The reason for the great increase in pedophilia amongst priests, he added, is owing to a secularized priestly formation that is absent of God.
"It is only where Faith no longer determines man's actions that such crimes are possible," the cardinal noted.
A priest is a man consecrated or set apart "for the service of God and the Church," Sarah defined. Yet many priests were formed to be like secular men, he said.
"They wanted to make the priest a man like any other," he lamented. "Some priests were formed without putting God, prayer, the celebration of Mass, the ardent search for holiness at the center of their lives."
Too often, priests were not taught to seek support from God alone and to see their priestly lives obtaining meaning only when lived through and for God, said the Guinean cardinal. Without experiencing a daily dependence on God, priests then run the risk of diabolically abusing power and sexually abusing others, he warned:
If a priest doesn't daily experience he is only an instrument in God's hands, if he doesn't stand constantly before God to serve him with all his heart, then he risks becoming intoxicated with a sense of power. If a priest's life is not a consecrated life, then he is in great danger of illusion and diversion.
The desire to throw out celibacy is but another sign of secular formation, which fails to understand the true meaning of the consecrated life of celibate priests. Celibacy is the sign that a priest's life "has meaning only through God and for him," he explained.
The desire to ordain married men, he said, "is to imply that priestly life is not full-time, that it does not require a complete gift, that it leaves one free for other commitments ... that it leaves time free for a private life," he related.
But this is false, he said, because a "priest remains a priest at all times."
He shot down the modern notion that priestly ordination is simply "a generous commitment," saying it was, instead, "a consecration of our whole being" and demands a "permanent conversion."

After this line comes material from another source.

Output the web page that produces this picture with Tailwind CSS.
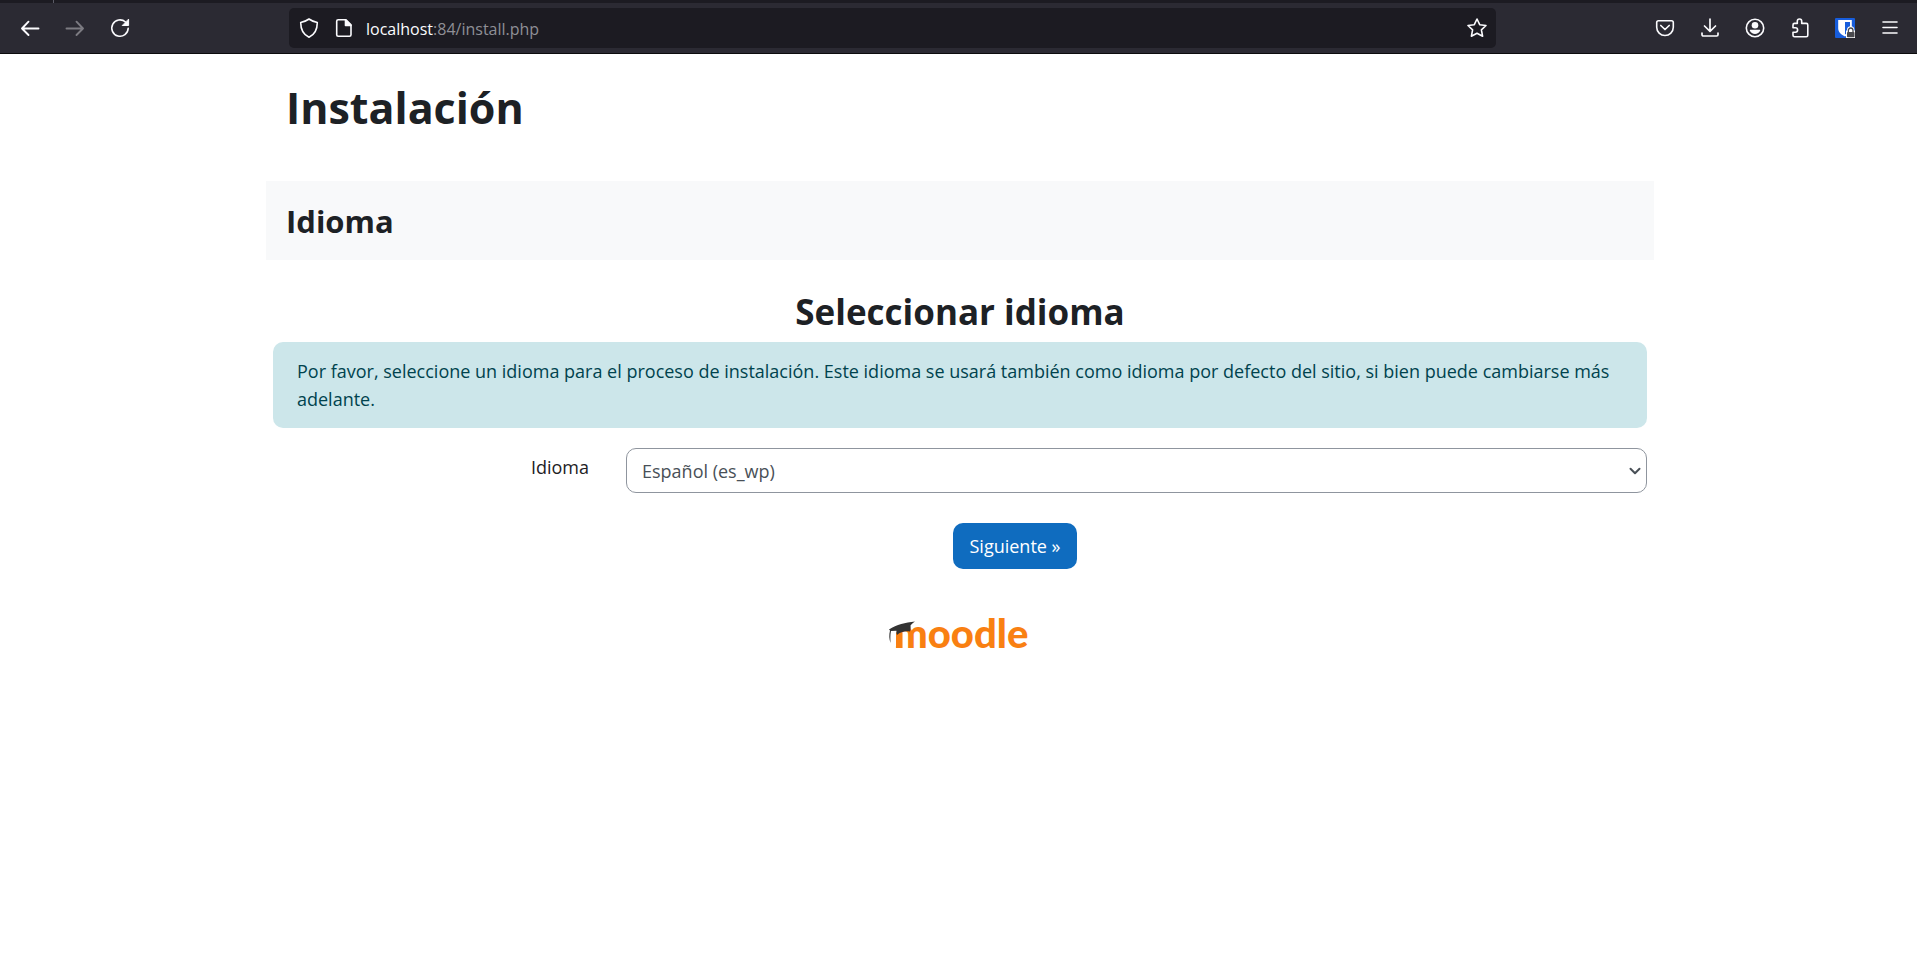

Celibacy is the "unquestionable sign," he countered, that a priest is "entirely possessed by God." Doing away with celibacy would call this into question, he added, and "would seriously aggravate the crisis of the priesthood."
The cardinal called the ordination of married men a "fantasy of Western academics" and not something called for by the laity.
"The poor, the simple, rank-and-file Christians do not demand an end to celibacy! They expect priests to be saints, to be entirely given to God and his Church," Sarah emphasized.
Celibate priests, he said, "incarnate among them the figure of Christ," Who is the spouse of the Church.
It is God who calls men to the priesthood, the Church who confirms this call and celibacy that guarantees this call, he said.
"A man can only renounce starting a family and having a sexual life if he is certain that God is calling him to this renunciation," affirmed Sarah. "Our priesthood hangs on God's call and on the Church's prayer for vocations."
To question celibacy, he stated, is to want to make the Church a "human institution," within our power and within our reach.